Roman fort in Cumbria, England

Glannoventa is a Roman fort associated with the Roman naval base at Ravenglass in Cumbria, England. Its name is derived from the Latin place-name Clanoventa as recorded in the 2nd-century Antonine Itinerary, Glannibanta in the 4th-century Notitia Dignitatum, and Cantiventi in the 6th-century Ravenna Cosmography.

An infantry unit of the Roman army based at the fort in 158 AD was the First Cohort Aelia Classica, where ‘Aelius’ was the family name of the Emperor Hadrian, while ‘Classica’ is derived from the Latin classis ‘fleet’, suggesting that the soldiers were recruited from the fleet in Hadrian's time (117 to 138).

According to the entry in the Notitia Dignitatum, the Cohort I Morinorum, an infantry auxiliary of 500 men was stationed in Ravenglass in the 4th century.

Apart from the extramural bath house, little survives of the fort.

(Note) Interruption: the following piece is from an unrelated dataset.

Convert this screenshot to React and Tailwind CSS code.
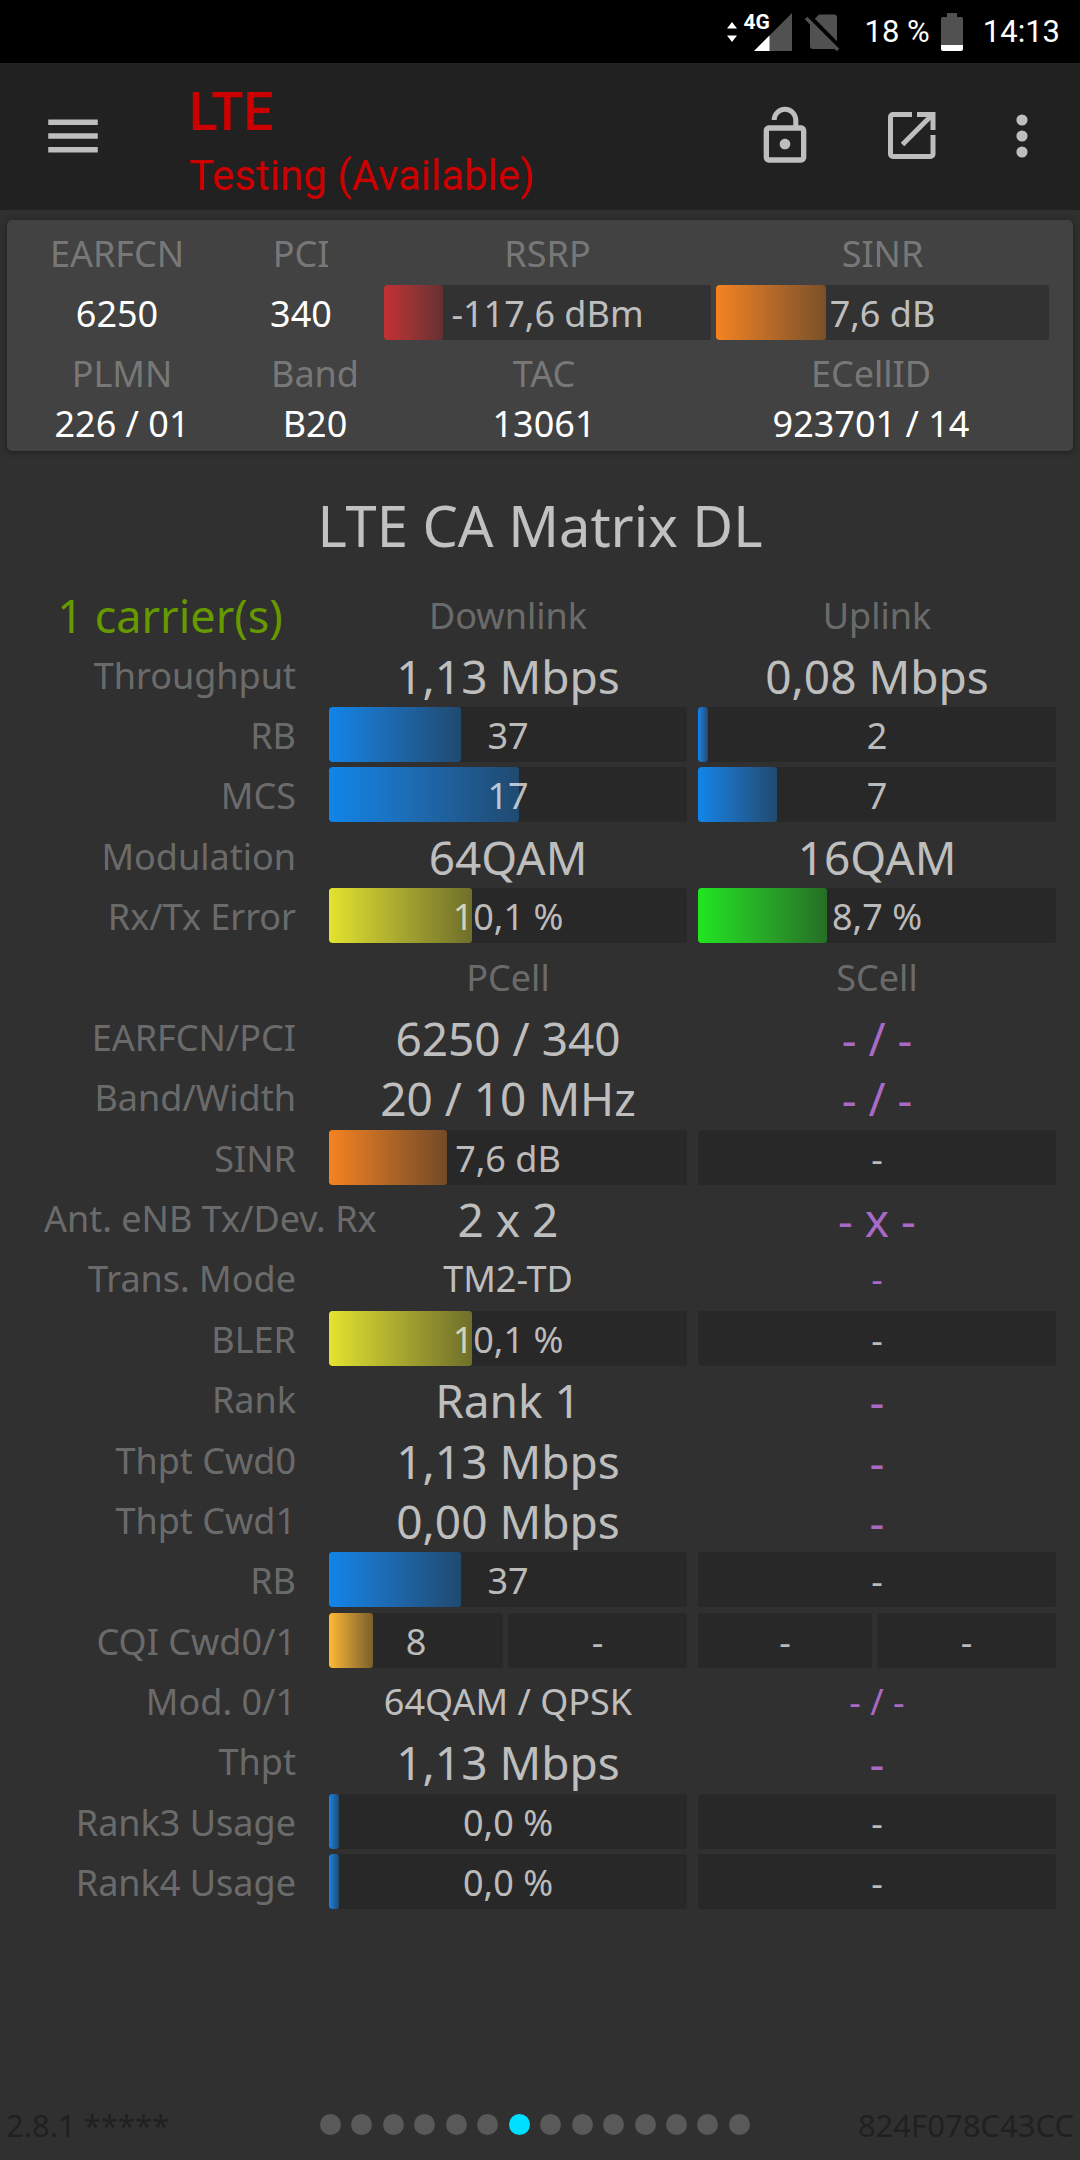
const BLUE = "from-[#0f85ea] to-[#204a70]";
const YELLOW = "from-[#e3e32f] to-[#6f6f2a]";
const GREEN = "from-[#20e61f] to-[#256f25]";
const ORANGE = "from-[#f5831f] to-[#734a25]";
const AMBER = "from-[#ffb933] to-[#7a602b]";

const bar = (text, percent = 0, color = "") => ({ kind: "bar", text, percent, color });
const value = (text) => ({ kind: "value", text });
const small = (text) => ({ kind: "small", text });
const none = (text) => ({ kind: "none", text });
const noneSmall = (text) => ({ kind: "noneSmall", text });
const head = (text) => ({ kind: "head", text });
const pair = (a, b) => ({ kind: "pair", items: [a, b] });

const rows = [
  ["Throughput", value("1,13 Mbps"), value("0,08 Mbps")],
  ["RB", bar("37", 37, BLUE), bar("2", 2, BLUE)],
  ["MCS", bar("17", 53, BLUE), bar("7", 22, BLUE)],
  ["Modulation", value("64QAM"), value("16QAM")],
  ["Rx/Tx Error", bar("10,1 %", 40, YELLOW), bar("8,7 %", 36, GREEN)],
  ["", head("PCell"), head("SCell")],
  ["EARFCN/PCI", value("6250 / 340"), none("- / -")],
  ["Band/Width", value("20 / 10 MHz"), none("- / -")],
  ["SINR", bar("7,6 dB", 33, ORANGE), bar("-")],
  ["Ant. eNB Tx/Dev. Rx", value("2 x 2"), none("- x -")],
  ["Trans. Mode", small("TM2-TD"), noneSmall("-")],
  ["BLER", bar("10,1 %", 40, YELLOW), bar("-")],
  ["Rank", value("Rank 1"), none("-")],
  ["Thpt Cwd0", value("1,13 Mbps"), none("-")],
  ["Thpt Cwd1", value("0,00 Mbps"), none("-")],
  ["RB", bar("37", 37, BLUE), bar("-")],
  ["CQI Cwd0/1", pair(bar("8", 25, AMBER), bar("-")), pair(bar("-"), bar("-"))],
  ["Mod. 0/1", small("64QAM / QPSK"), noneSmall("- / -")],
  ["Thpt", value("1,13 Mbps"), none("-")],
  ["Rank3 Usage", bar("0,0 %", 1, BLUE), bar("-")],
  ["Rank4 Usage", bar("0,0 %", 1, BLUE), bar("-")],
];

const textStyles = {
  value: "text-[46px] text-white/70",
  small: "text-[36px] text-white/70",
  none: "text-[46px] text-[#a969c6]",
  noneSmall: "text-[36px] text-[#a969c6]",
  head: "text-[36px] text-white/30",
};

function Bar({ text, percent, color, track = "bg-[#282828]" }) {
  return (
    <div className={`relative flex h-[55px] w-full items-center justify-center overflow-hidden rounded-[3px] pt-[3px] ${track}`}>
      {percent > 0 && (
        <div
          className={`absolute inset-y-0 left-0 min-w-[10px] rounded-[3px] bg-linear-to-r ${color}`}
          style={{ width: `${percent}%` }}
        />
      )}
      <span className="relative text-[36px] leading-[52px] text-white/70">{text}</span>
    </div>
  );
}

function Cell({ cell }) {
  if (cell.kind === "bar") return <Bar {...cell} />;
  if (cell.kind === "pair") {
    return (
      <div className="grid w-full grid-cols-[174fr_179fr] gap-[5px]">
        <Bar {...cell.items[0]} />
        <Bar {...cell.items[1]} />
      </div>
    );
  }
  return <span className={`pt-[3px] leading-[56px] whitespace-nowrap ${textStyles[cell.kind]}`}>{cell.text}</span>;
}

function StatusBar() {
  return (
    <div className="flex h-[63px] items-center justify-end bg-black pr-[20px] font-['Roboto',sans-serif] text-[31px] leading-[36px] text-white">
      <svg className="mr-[14px]" width="12" height="20" viewBox="0 0 12 20" fill="#fff" aria-hidden="true">
        <path d="M1 6.500 6 0l5 6.500zM1 13.500 6 20l5-6.500z" />
      </svg>
      <div className="relative mr-[13px] flex w-[40px] justify-end">
        <svg width="38" height="38" viewBox="0 0 38 38" aria-hidden="true">
          <path d="M38 0v38H0z" fill="#515151" />
          <path d="M15.500 22.500V38H0z" fill="#fff" />
        </svg>
        <span className="absolute top-[-2px] left-[-8px] text-[21px] leading-[22px] font-bold">4G</span>
      </div>
      <svg className="mr-[24px]" width="36" height="38" viewBox="0 0 36 38" fill="none" aria-hidden="true">
        <path d="M14 1.500h15a3 3 0 0 1 3 3V33a3 3 0 0 1-3 3H8a3 3 0 0 1-3-3V10.500z" fill="#515151" />
        <path d="M3 3 34 34.500" stroke="#000" strokeWidth="6" />
        <path d="M1 5l32 32" stroke="#515151" strokeWidth="3.500" />
      </svg>
      <span>18 %</span>
      <svg className="mr-[20px] ml-[11px]" width="22" height="38" viewBox="0 0 22 38" aria-hidden="true">
        <path d="M6 0h10v4h4a2 2 0 0 1 2 2v26H0V6a2 2 0 0 1 2-2h4z" fill="#515151" />
        <path d="M0 32h22v4a2 2 0 0 1-2 2H2a2 2 0 0 1-2-2z" fill="#fff" />
      </svg>
      <span>14:13</span>
    </div>
  );
}

function AppBar() {
  return (
    <header className="flex h-[147px] items-center bg-[#212121] pb-[2px] font-['Roboto',sans-serif] text-[#bebebe]">
      <button type="button" aria-label="Menu" className="ml-[40px]">
        <svg width="66" height="66" viewBox="0 0 24 24" fill="currentColor" aria-hidden="true">
          <path d="M3 18h18v-2H3v2zm0-5h18v-2H3v2zm0-7v2h18V6H3z" />
        </svg>
      </button>
      <div className="ml-[83px] flex-1 pt-[16px] text-[#cc0000]">
        <h1 className="text-[53px] leading-[64px] font-medium">LTE</h1>
        <p className="text-[42px] leading-[64px]">Testing (Available)</p>
      </div>
      <button type="button" aria-label="Unlock" className="mr-[71px]">
        <svg width="64" height="64" viewBox="0 0 24 24" fill="currentColor" aria-hidden="true">
          <path d="M12 17c1.100 0 2-.9 2-2s-.9-2-2-2-2 .9-2 2 .9 2 2 2zm6-9h-1V6c0-2.760-2.240-5-5-5S7 3.240 7 6h1.900c0-1.710 1.390-3.100 3.100-3.100 1.710 0 3.100 1.390 3.100 3.100v2H6c-1.100 0-2 .9-2 2v10c0 1.100.9 2 2 2h12c1.100 0 2-.9 2-2V10c0-1.100-.9-2-2-2zm0 12H6V10h12v10z" />
        </svg>
      </button>
      <button type="button" aria-label="Open in window" className="mr-[54px]">
        <svg width="48" height="48" viewBox="0 0 48 48" fill="none" stroke="currentColor" strokeWidth="5" aria-hidden="true">
          <path d="M24 2.500H5A2.500 2.500 0 0 0 2.500 5v37A2.500 2.500 0 0 0 5 44.500h37.500A2.500 2.500 0 0 0 45 42V23" />
          <path d="M29 2.500h16V18" />
          <path d="M14.500 32.500 44 3" />
        </svg>
      </button>
      <button type="button" aria-label="More options" className="mr-[26px]">
        <svg width="64" height="64" viewBox="0 0 24 24" fill="currentColor" aria-hidden="true">
          <circle cx="12" cy="6" r="2.100" />
          <circle cx="12" cy="12" r="2.100" />
          <circle cx="12" cy="18" r="2.100" />
        </svg>
      </button>
    </header>
  );
}

function CellSummary() {
  const track = "bg-[#323232]";
  return (
    <section
      aria-label="Serving cell"
      className="mx-[7px] mt-[10px] rounded-[5px] bg-[#424242] pb-[2px] text-center text-[36px] whitespace-nowrap shadow-[0_1px_6px_rgba(0,0,0,0.4)]"
    >
      <div className="grid grid-cols-[202fr_156fr_327fr_333fr] gap-x-[5px] pr-[24px] pl-[9px]">
        {["EARFCN", "PCI", "RSRP", "SINR"].map((t) => (
          <span key={t} className="pt-[2px] leading-[63px] text-white/30">{t}</span>
        ))}
        <span className="pt-[3px] leading-[52px] text-white">6250</span>
        <span className="pt-[3px] leading-[52px] text-white">340</span>
        <Bar text="-117,6 dBm" percent={18} color="from-[#c43033] to-[#663032]" track={track} />
        <Bar text="7,6 dB" percent={33} color="from-[#f5831f] to-[#7a5029]" track={track} />
      </div>
      <div className="grid grid-cols-[230fr_156fr_302fr_352fr] pt-[9px] pr-[26px] leading-[50px]">
        {["PLMN", "Band", "TAC", "ECellID"].map((t) => (
          <span key={t} className="text-white/30">{t}</span>
        ))}
        {["226 / 01", "B20", "13061", "923701 / 14"].map((t) => (
          <span key={t} className="text-white">{t}</span>
        ))}
      </div>
    </section>
  );
}

const rowClass = "grid min-h-[60px] flex-1 grid-cols-[274px_1fr_1fr] gap-x-[11px] pr-[24px] pl-[44px]";
const cellClass = "flex min-w-0 items-center justify-center p-0";

export default function App() {
  return (
    <div className="flex min-h-screen flex-col bg-[#303030] font-['Noto_Sans',sans-serif]">
      <StatusBar />
      <AppBar />
      <CellSummary />
      <main className="flex flex-1 flex-col">
        <h2 className="pt-[34px] pb-[19px] text-center text-[56px] leading-[80px] text-white/70">LTE CA Matrix DL</h2>
        <table className="flex flex-1 flex-col">
          <thead className="flex flex-col">
            <tr className={rowClass}>
              <th scope="col" className="pt-[3px] pr-[22px] text-center text-[45px] leading-[57px] font-normal whitespace-nowrap text-[#669900]">
                1 carrier(s)
              </th>
              <th scope="col" className={`${cellClass} text-[36px] font-normal text-white/30`}>
                <span className="pt-[3px]">Downlink</span>
              </th>
              <th scope="col" className={`${cellClass} text-[36px] font-normal text-white/30`}>
                <span className="pt-[3px]">Uplink</span>
              </th>
            </tr>
          </thead>
          <tbody className="flex flex-1 flex-col">
            {rows.map(([label, a, b], i) => (
              <tr key={i} className={rowClass}>
                <th scope="row" className="self-center pt-[3px] pr-[22px] text-right text-[36px] leading-[56px] font-normal whitespace-nowrap text-white/30">
                  {label}
                </th>
                <td className={cellClass}>
                  <Cell cell={a} />
                </td>
                <td className={cellClass}>
                  <Cell cell={b} />
                </td>
              </tr>
            ))}
          </tbody>
        </table>
      </main>
      <footer className="mt-[177px] grid h-[71px] grid-cols-[314fr_430fr_324fr] items-center px-[6px] text-[31px] leading-[40px] text-[#202020]">
        <span>2.8.1 *****</span>
        <nav aria-label="Pages" className="flex items-center justify-between">
          {Array.from({ length: 14 }, (_, i) => (
            <button
              key={i}
              type="button"
              aria-label={`Page ${i + 1}`}
              aria-current={i === 6 ? "page" : undefined}
              className={`size-[21px] rounded-full ${i === 6 ? "bg-[#00dfff]" : "bg-[#595959]"}`}
            />
          ))}
        </nav>
        <span className="text-right">824F078C43CC</span>
      </footer>
    </div>
  );
}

A railway line was built through it in the nineteenth century, and one end has been affected by coastal erosion.

A Roman Road led inland via Hardknott Roman Fort and other sites named in the Ravenna Cosmography.

==Extra mural structures==

===Roman Bath House===

The walls of a bath house, sometimes referred to as Walls Castle, survive to the remarkable height of 4 metres, and include bricked archways.
This building was constructed to the north east of the fort. It is under the care of English Heritage.

===Vicus===
A project to excavate the vicus ("the civilian area to the east of the fort") began in 2013. It has concentrated on areas identified in a geophysical survey.